Green Shoots Amid the Economic Rubble
My apologies for the delay in getting this 3rd quarter review out. I was busy combing through the financial rubble that is the global economy for some glimmer of hope, and it turns out there are some sprouts beginning to grow. But first, the storm.
For the 3rd quarter, US markets were off 4.46%, with the international developed equity markets off over twice that at 9.2%, and emerging markets even worse – and those weren’t even the most surprising numbers. Global real estate, as measured by the S&P Global REIT index, was off over 11% and the US Aggregate Bond index finished the quarter down even more than US Equities, down 4.75% as interest rates continued to rise (bond prices move inversely to interest rates). While this newsletter will try to highlight some good news, recent models by Bloomberg Economists put the odds of a US Recession within one year at near 100%!
So, what about those green shoots?
In a recent conversation with a relative, they were surprised to hear that I’m more optimistic now about the markets (not the economy) than I was a year ago. Sure, they’ve taken a beating now, but as I’ve written previously, the lower the markets the higher the expected return. We know the economy will likely fall into a recession, and I’m certainly not calling a market bottom here – we could have another wave of pain coming, but that doesn’t change that the more the market sells off, the higher the expected returns and the shorter the amount of time it should take for you to recoup your investment. Remember, that while the market may overshoot its fair/intrinsic value on the way down ( just as it did on the way up) it’s extremely difficult to time when things will turn around, and history tells us that these turnarounds can be quick and significant. We also know that missing just a few of these big up days by sitting on the sidelines can have significant, detrimental effects on a portfolio.

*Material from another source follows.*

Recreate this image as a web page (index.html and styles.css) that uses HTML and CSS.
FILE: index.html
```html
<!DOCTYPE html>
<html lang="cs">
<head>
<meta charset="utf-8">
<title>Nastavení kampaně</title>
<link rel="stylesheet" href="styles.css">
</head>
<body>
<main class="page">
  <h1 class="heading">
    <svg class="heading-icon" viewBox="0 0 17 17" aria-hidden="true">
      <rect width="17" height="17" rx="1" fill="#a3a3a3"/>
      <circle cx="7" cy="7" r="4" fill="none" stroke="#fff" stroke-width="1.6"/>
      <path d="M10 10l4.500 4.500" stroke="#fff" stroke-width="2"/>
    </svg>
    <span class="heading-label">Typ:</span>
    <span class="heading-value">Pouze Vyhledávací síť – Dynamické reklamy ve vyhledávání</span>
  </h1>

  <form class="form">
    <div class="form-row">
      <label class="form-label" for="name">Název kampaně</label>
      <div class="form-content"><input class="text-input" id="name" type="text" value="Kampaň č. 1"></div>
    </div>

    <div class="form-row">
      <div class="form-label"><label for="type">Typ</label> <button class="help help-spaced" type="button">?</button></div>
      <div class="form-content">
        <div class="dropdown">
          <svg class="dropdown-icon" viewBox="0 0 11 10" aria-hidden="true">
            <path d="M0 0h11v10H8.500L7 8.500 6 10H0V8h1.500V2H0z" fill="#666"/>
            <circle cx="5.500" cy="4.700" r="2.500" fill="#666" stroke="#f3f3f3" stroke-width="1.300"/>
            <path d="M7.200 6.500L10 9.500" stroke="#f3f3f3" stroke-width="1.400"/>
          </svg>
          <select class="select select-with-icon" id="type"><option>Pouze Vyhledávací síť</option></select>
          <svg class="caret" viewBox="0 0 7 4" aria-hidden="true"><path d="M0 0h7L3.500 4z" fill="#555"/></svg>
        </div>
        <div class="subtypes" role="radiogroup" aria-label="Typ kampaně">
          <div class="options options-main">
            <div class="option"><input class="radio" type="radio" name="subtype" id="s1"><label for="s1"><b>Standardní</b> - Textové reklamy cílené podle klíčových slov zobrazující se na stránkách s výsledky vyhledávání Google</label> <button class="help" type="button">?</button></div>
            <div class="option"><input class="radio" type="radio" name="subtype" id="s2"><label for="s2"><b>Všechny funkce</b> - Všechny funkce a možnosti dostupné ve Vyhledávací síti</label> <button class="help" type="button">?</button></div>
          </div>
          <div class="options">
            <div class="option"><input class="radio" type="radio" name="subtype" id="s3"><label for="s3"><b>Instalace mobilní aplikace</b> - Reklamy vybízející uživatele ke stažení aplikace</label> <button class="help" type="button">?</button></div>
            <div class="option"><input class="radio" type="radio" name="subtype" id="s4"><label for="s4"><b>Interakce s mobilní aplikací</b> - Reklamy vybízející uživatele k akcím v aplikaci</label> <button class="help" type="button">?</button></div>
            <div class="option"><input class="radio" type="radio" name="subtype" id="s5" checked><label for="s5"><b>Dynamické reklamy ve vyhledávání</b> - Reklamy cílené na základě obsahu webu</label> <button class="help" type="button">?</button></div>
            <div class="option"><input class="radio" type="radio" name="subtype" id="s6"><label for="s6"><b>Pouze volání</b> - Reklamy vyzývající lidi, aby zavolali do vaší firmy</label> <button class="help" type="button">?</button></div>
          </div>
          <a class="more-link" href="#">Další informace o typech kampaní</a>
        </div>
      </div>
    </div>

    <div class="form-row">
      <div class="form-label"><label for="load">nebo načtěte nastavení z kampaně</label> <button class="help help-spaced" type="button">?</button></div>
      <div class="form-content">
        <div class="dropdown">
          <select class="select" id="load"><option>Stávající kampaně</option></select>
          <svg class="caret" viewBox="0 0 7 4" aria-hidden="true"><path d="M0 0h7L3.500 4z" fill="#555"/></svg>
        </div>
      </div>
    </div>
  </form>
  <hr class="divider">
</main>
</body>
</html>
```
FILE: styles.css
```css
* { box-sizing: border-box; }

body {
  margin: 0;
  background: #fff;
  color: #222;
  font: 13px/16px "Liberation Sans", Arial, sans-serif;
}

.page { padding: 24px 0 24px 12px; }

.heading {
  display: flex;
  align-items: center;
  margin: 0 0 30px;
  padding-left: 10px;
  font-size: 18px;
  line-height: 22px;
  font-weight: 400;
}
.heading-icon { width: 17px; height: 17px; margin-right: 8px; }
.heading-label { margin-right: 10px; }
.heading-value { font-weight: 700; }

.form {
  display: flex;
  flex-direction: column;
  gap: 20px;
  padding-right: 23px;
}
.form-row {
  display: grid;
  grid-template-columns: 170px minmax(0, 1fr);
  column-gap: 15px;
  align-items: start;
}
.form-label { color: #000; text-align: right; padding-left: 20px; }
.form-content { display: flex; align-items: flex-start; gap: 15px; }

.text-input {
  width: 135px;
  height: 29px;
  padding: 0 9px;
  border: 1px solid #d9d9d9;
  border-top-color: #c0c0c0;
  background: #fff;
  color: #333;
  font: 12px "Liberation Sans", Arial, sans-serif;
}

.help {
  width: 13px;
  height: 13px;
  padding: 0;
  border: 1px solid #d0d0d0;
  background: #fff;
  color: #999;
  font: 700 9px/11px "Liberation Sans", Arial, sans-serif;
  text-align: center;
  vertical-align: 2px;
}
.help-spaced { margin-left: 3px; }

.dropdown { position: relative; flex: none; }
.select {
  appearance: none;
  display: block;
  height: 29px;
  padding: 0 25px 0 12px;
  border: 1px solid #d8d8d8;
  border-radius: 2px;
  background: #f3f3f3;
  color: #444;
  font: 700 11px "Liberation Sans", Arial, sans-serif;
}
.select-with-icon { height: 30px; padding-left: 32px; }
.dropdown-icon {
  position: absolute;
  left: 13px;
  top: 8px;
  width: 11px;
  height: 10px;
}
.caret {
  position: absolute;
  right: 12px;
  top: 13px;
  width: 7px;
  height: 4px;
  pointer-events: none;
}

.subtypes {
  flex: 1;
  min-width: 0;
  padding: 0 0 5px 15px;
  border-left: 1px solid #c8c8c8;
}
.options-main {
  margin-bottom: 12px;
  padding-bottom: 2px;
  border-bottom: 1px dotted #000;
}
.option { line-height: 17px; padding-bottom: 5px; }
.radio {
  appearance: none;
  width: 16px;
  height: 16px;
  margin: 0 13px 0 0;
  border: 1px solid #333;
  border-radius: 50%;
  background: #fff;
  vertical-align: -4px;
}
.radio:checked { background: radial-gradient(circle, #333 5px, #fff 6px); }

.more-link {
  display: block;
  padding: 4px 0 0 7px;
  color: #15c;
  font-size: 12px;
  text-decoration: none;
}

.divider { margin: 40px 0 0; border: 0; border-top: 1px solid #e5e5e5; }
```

If you have cash and/or are working and contributing to your accounts, view the selloff as an opportunity. If you’re retired and/or withdrawing from your accounts, hopefully you’ve bucketed out what’s needed for the next couple of years and that’s in safe, liquid investments so you don’t need to pull from the portion of your portfolio that’s significantly down. A byproduct of the pain we’ve experienced this year in the bond market (the aggregate bond index is down over 16% as of this writing) is that yields are now significantly higher than they’ve been in a decade. “Risk-Free” T-Bills, short term debt issued by the US Government are now yielding 4%!

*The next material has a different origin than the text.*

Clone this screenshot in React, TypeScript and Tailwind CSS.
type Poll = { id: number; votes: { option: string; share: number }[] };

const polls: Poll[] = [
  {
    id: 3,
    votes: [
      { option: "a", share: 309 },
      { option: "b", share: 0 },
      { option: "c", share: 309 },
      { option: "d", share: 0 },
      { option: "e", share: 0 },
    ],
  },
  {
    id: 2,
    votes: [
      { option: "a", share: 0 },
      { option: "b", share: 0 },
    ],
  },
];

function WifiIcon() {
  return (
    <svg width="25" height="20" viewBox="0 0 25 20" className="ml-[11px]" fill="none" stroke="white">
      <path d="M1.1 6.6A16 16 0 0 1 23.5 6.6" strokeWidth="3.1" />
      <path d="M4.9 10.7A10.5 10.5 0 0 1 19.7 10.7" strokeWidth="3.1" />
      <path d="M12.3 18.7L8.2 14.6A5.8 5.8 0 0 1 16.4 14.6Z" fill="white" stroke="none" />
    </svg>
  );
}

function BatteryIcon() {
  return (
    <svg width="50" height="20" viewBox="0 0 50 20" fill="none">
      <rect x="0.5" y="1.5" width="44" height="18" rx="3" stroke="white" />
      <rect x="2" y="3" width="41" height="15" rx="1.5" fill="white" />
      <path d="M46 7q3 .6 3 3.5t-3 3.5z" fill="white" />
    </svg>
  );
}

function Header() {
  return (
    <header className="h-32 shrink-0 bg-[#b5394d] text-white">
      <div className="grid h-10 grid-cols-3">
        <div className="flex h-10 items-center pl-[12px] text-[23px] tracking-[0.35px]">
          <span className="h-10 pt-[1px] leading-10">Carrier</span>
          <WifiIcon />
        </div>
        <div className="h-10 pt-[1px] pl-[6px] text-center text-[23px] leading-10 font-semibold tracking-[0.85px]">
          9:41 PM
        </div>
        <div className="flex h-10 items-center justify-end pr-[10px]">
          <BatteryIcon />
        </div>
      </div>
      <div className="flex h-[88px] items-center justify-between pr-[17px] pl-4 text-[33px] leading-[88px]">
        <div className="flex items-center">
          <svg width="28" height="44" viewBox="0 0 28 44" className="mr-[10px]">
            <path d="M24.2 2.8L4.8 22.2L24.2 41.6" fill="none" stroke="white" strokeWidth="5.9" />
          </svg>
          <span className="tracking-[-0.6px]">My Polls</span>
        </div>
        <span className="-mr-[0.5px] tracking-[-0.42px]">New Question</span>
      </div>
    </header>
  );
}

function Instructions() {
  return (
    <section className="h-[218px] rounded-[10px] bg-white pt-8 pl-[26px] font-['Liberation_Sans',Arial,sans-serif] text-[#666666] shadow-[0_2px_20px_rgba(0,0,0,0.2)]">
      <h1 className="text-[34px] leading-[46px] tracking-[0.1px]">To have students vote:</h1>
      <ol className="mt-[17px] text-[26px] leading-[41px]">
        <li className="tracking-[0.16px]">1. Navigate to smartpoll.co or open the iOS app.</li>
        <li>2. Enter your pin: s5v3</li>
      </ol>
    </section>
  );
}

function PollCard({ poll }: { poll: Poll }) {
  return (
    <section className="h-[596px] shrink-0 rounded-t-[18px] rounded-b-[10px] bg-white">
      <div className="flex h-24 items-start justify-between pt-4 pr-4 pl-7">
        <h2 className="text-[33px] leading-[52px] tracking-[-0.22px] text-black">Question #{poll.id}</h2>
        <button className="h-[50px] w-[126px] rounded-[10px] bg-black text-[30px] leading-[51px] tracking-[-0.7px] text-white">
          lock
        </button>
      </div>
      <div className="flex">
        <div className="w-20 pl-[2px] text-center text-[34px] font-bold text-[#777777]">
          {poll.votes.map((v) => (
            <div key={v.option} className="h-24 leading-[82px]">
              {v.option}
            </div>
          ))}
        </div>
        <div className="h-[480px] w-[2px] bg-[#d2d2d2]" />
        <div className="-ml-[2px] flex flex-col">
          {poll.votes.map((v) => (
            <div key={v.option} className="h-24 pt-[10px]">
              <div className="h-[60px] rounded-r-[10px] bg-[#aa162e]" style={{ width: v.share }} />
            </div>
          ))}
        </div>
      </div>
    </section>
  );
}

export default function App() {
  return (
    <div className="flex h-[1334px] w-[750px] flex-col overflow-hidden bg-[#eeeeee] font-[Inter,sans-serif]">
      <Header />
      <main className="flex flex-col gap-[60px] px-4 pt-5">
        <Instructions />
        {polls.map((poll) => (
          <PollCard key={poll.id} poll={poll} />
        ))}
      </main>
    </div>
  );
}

I know you’re not reading the financial headlines or watching the financial news (you did turn it off, right??) but things are looking grim. It’s hard to find good news in the headlines so I wanted to share some articles and reasons to begin feeling more confident, particularly around slowing inflation:
- At -23%, the S&P500 return year-to-date (as of mid October) is down almost exactly what the median market drawdown has been since 1950 at 24%. The average recession downturn is 29%. Obviously, as stated above, markets will likely and often overshoot, but this should provide some perspective.

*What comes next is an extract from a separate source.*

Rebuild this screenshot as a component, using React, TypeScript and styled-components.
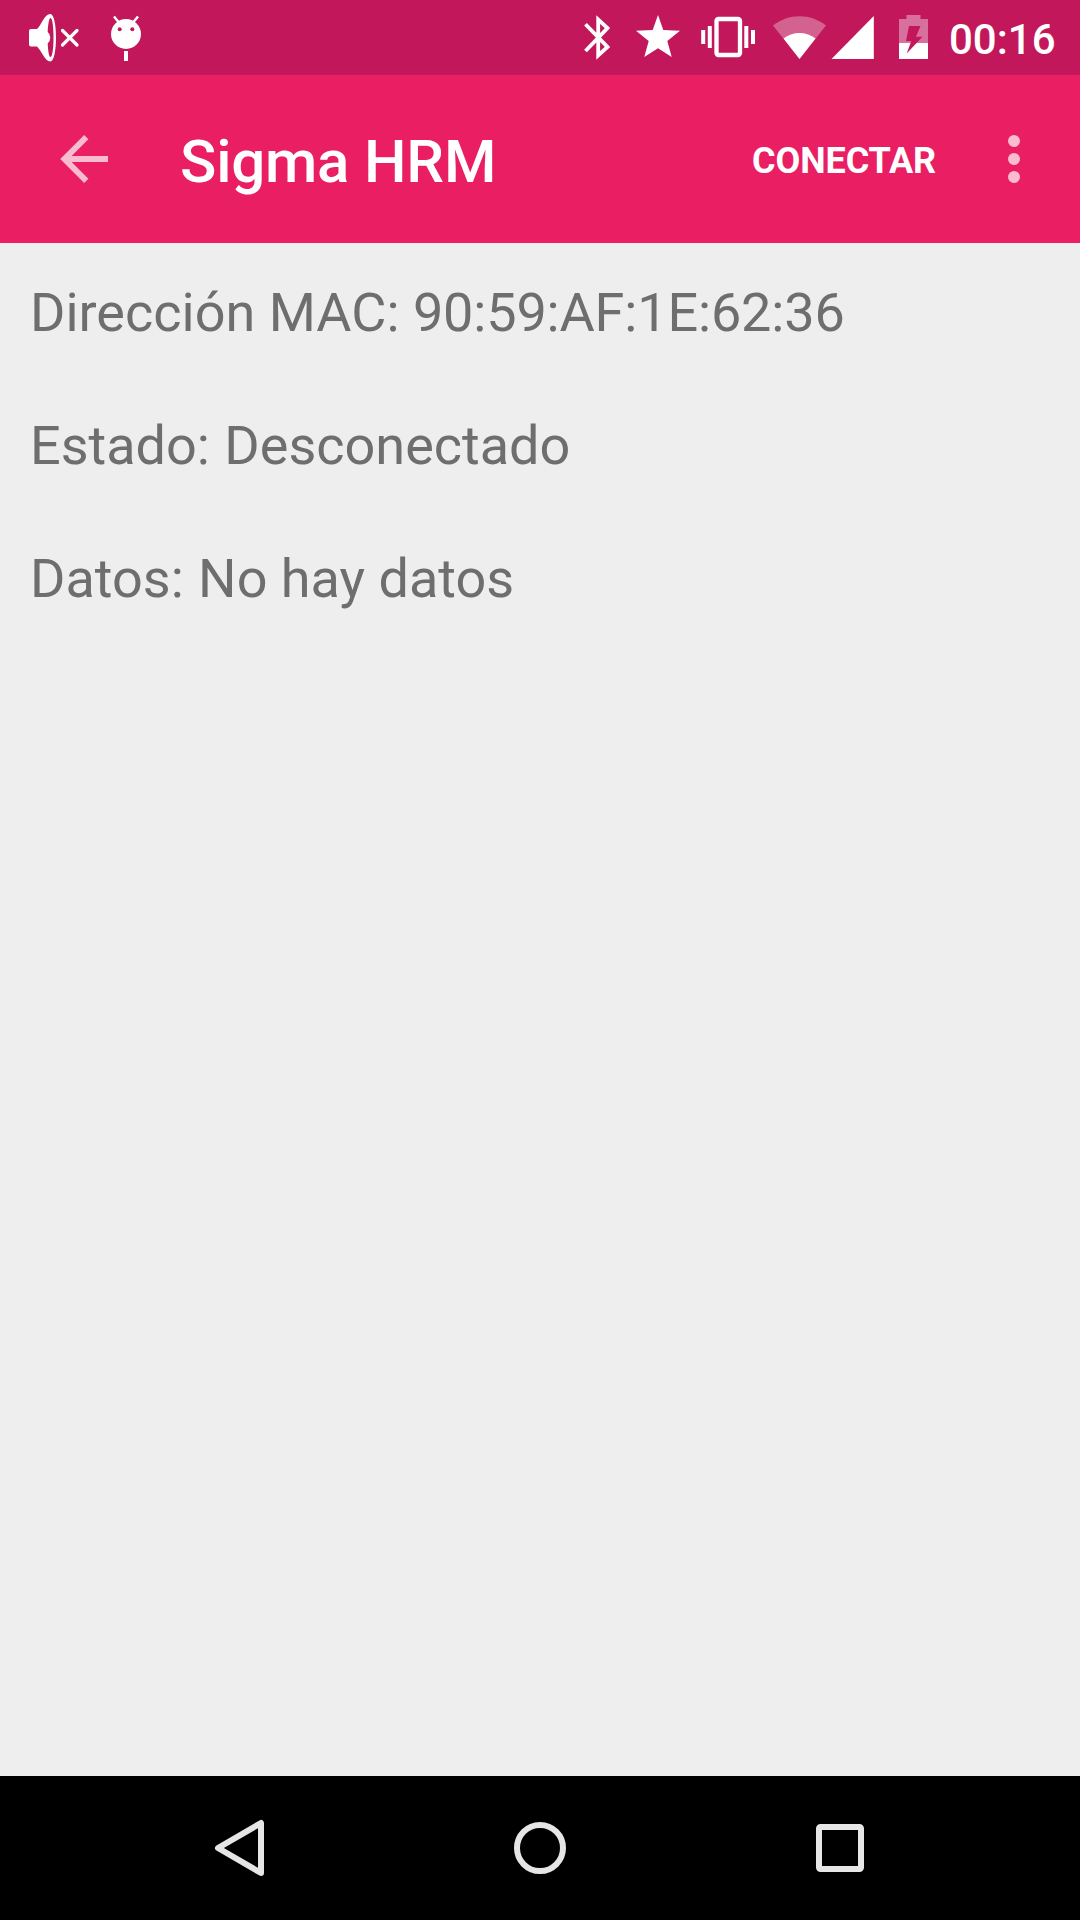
import React from 'react';
import styled, { createGlobalStyle } from 'styled-components';

const GlobalStyle = createGlobalStyle`
  * { box-sizing: border-box; }
  body { margin: 0; background: #eeeeee; font-family: Roboto, sans-serif; }
`;

const Screen = styled.div`
  width: 1080px;
  height: 1920px;
  display: flex;
  flex-direction: column;
  overflow: hidden;
  background: #eeeeee;
`;

const StatusBar = styled.header`
  height: 75px;
  flex: none;
  display: flex;
  align-items: flex-start;
  justify-content: space-between;
  padding: 0 24px 0 28px;
  background: #c2185b;
`;

const IconGroup = styled.div`
  display: flex;
  height: 75px;
`;

const Icon = styled.svg<{ $w: number; $gap?: number }>`
  display: block;
  flex: none;
  width: ${(p) => p.$w}px;
  height: 75px;
  margin-left: ${(p) => p.$gap ?? 0}px;
  fill: #fff;
`;

const Clock = styled.time`
  width: 107px;
  margin-left: 20px;
  padding-top: 3px;
  color: #fff;
  font-size: 42px;
  font-weight: 500;
  line-height: 73px;
  white-space: nowrap;
`;

const Toolbar = styled.div`
  height: 168px;
  flex: none;
  display: flex;
  align-items: center;
  padding-right: 30px;
  background: #e91e63;
`;

const ToolButton = styled.button`
  display: flex;
  align-items: center;
  justify-content: center;
  height: 168px;
  padding: 0;
  border: 0;
  background: none;
  color: #f8bbd0;
`;

const BackButton = styled(ToolButton)`
  width: 174px;
`;

const MoreButton = styled(ToolButton)`
  width: 72px;
  margin-left: 42px;
`;

const Title = styled.h1`
  flex: 1;
  margin: 0;
  padding: 6px 0 0 6px;
  color: #fff;
  font-size: 60px;
  font-weight: 500;
  letter-spacing: -0.2px;
  line-height: 72px;
  white-space: nowrap;
`;

const ActionButton = styled.button`
  padding: 3px 0 0;
  border: 0;
  background: none;
  color: #fff;
  font: 700 36px/42px Roboto, sans-serif;
  letter-spacing: -0.1px;
`;

const Content = styled.main`
  flex: 1;
  padding: 3px 30px;
`;

const Field = styled.p`
  margin: 0;
  height: 133px;
  color: #6e6e6e;
  font-size: 54px;
  line-height: 133px;
  white-space: nowrap;
`;

const FieldValue = styled.span<{ $code?: boolean }>`
  margin-left: ${(p) => (p.$code ? 0 : 1)}px;
  letter-spacing: ${(p) => (p.$code ? '-0.15px' : 'normal')};
`;

const NavBar = styled.nav`
  height: 144px;
  flex: none;
  display: flex;
  justify-content: center;
  align-items: center;
  background: #000;
`;

const NavButton = styled.button`
  width: 300px;
  height: 144px;
  padding: 0;
  border: 0;
  background: none;
  display: flex;
  align-items: center;
  justify-content: center;
`;

const NavIcon = styled.svg`
  width: 72px;
  height: 72px;
  fill: none;
  stroke: #e6e6e6;
  stroke-width: 6;
  stroke-linejoin: round;
`;

const fields = [
  { label: 'Dirección MAC', value: '90:59:AF:1E:62:36', code: true },
  { label: 'Estado', value: 'Desconectado' },
  { label: 'Datos', value: 'No hay datos' },
];

const MutedIcon = () => (
  <Icon $w={52} viewBox="28 0 52 75">
    <path
      fillRule="evenodd"
      d="M31 29H37C41 26 44 14 50.3 14C54 14 56 25 56 37.5S54 61.5 50.3 61.5C45 61.5 41 50 37 46.5H31Q29 46.5 29 44.500V31Q29 29 31 29ZM50.500 18C49 18 48 25 47.700 32Q50.300 34 50.300 37.500T47.700 43.500C48 51 49 57 50.500 57C52.500 57 53.500 47 53.500 37.500S52.500 18 50.500 18Z"
    />
    <path d="M62.500 30.500L77 45M77 30.500L62.500 45" fill="none" stroke="#fff" strokeWidth="3.200" strokeLinecap="round" />
  </Icon>
);

const DebugIcon = () => (
  <Icon $w={32} $gap={30} viewBox="110 0 32 75">
    <path d="M114 16.500L118.500 22M138 16.500L133.500 22" stroke="#fff" strokeWidth="2.500" />
    <circle cx="126" cy="34" r="15" />
    <circle cx="119.700" cy="29.300" r="2" fill="#c2185b" />
    <circle cx="132.300" cy="29.300" r="2" fill="#c2185b" />
    <path d="M124 51h4v10h-4z" />
  </Icon>
);

const BluetoothIcon = () => (
  <Icon $w={28} viewBox="583 0 28 75">
    <path
      d="M585.500 24.300L607.500 47L598.200 55.500V19.500L607.500 28L585.500 51"
      fill="none"
      stroke="#fff"
      strokeWidth="3.800"
      strokeMiterlimit="10"
    />
  </Icon>
);

const StarIcon = () => (
  <Icon $w={46} $gap={24} viewBox="635 0 46 75">
    <path d="M658 15L663.300 30L680 30.800L667.300 41L671.700 57L658 48.300L644.300 57L648.700 41L636 30.800L652.700 30Z" />
  </Icon>
);

const VibrateIcon = () => (
  <Icon $w={56} $gap={19} viewBox="700 0 56 75">
    <rect x="716.500" y="19" width="23.500" height="36" rx="2" fill="none" stroke="#fff" strokeWidth="4.300" />
    <path d="M701.200 30h4v14h-4zM707.800 26h4v22h-4zM744.300 26h4v22h-4zM751 30h4v14h-4z" />
  </Icon>
);

const WifiIcon = () => (
  <Icon $w={54} $gap={17} viewBox="773 0 54 75">
    <path d="M799.500 59L773 25.500C781 19.500 790 16.300 799.500 16.300S818 19.500 826 25.500Z" fill="#d4628f" />
    <path d="M799.500 59L783.500 38.500C788 35 793.500 33 799.500 33S811 35 815.500 38.500Z" />
  </Icon>
);

const SignalIcon = () => (
  <Icon $w={43} $gap={4} viewBox="831 0 43 75">
    <path d="M831.500 59L873.800 16V59Z" />
  </Icon>
);

const BatteryIcon = () => (
  <Icon $w={30} $gap={25} viewBox="899 0 30 75">
    <path d="M906.500 15H920.500V19H928V43H899V19H906.500Z" fill="#d8709d" />
    <path d="M899 43h29v16h-29z" />
    <path d="M909 26H920.500L916 36.700H922.500L906.700 53.500L911.300 41H906Z" fill="#c2185b" />
  </Icon>
);

export default function App() {
  return (
    <Screen>
      <GlobalStyle />
      <StatusBar>
        <IconGroup>
          <MutedIcon />
          <DebugIcon />
        </IconGroup>
        <IconGroup>
          <BluetoothIcon />
          <StarIcon />
          <VibrateIcon />
          <WifiIcon />
          <SignalIcon />
          <BatteryIcon />
          <Clock>00:16</Clock>
        </IconGroup>
      </StatusBar>
      <Toolbar>
        <BackButton aria-label="Atrás">
          <svg width="72" height="72" viewBox="-36 -36 72 72" fill="none" stroke="currentColor" strokeWidth="6">
            <path d="M21 0H-20M-0.700 -21.800L-22.500 0L-0.700 21.800" />
          </svg>
        </BackButton>
        <Title>Sigma HRM</Title>
        <ActionButton>CONECTAR</ActionButton>
        <MoreButton aria-label="Más opciones">
          <svg width="12" height="48" viewBox="0 0 12 48" fill="currentColor">
            <circle cx="6" cy="6" r="6" />
            <circle cx="6" cy="24" r="6" />
            <circle cx="6" cy="42" r="6" />
          </svg>
        </MoreButton>
      </Toolbar>
      <Content>
        {fields.map(({ label, value, code }) => (
          <Field key={label}>
            {label}: <FieldValue $code={code}>{value}</FieldValue>
          </Field>
        ))}
      </Content>
      <NavBar>
        <NavButton aria-label="Volver">
          <NavIcon viewBox="204 1812 72 72">
            <path d="M218 1848L261 1823V1873Z" />
          </NavIcon>
        </NavButton>
        <NavButton aria-label="Inicio">
          <NavIcon viewBox="0 0 72 72">
            <circle cx="36" cy="36" r="23" />
          </NavIcon>
        </NavButton>
        <NavButton aria-label="Recientes">
          <NavIcon viewBox="0 0 72 72">
            <rect x="15" y="15" width="42" height="42" rx="1.500" />
          </NavIcon>
        </NavButton>
      </NavBar>
    </Screen>
  );
}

- Since 1950, buying stocks after they’ve been down 20% from record highs has been a good risk/reward for long-term investors, with the s&p500 higher three years later in 8 out of 9 cases, and an average return of 29%! To be sure, it’s usually a rocky year to 18 months from the 20% selloff, but long term investors have been rewarded.
- According to a recent survey from AAII, the percentage of investors that are bearish on the market is over 60%, a number that hasn’t been seen since March of 2009, a notably wonderful time to invest. As a contrarian indicator, I love seeing overwhelmingly bearish sentiment.
- If you have 5 minutes and like watching near-octogenarians get deeply upset about economic policy and the actions (or inaction) of the Federal Reserve, I’d highly suggest you watch this interview with Jeremy Siegel, a highly respected academic who believes inflation is currently in check for many goods and services (mostly lagging indicators) and that Fed policy is lagging real, current market conditions.
- A supporting article can be found here, though this one may be for those who have already taken ECON 101.
Yes, the economic landscape looks grim with a near-certain (and maybe the most planned-for) recession coming. But that doesn’t mean this is a good time to sell and abandon hope. As I write in virtually every quarterly newsletter, I’m not sure where things will be in 6 or 12 months, but I’m confident that if you have an investment timeframe of at least a few years (sometimes more when markets are higher, less after a selloff) you may want to start taking a closer look. If not, at least T-Bills are now paying over 4%!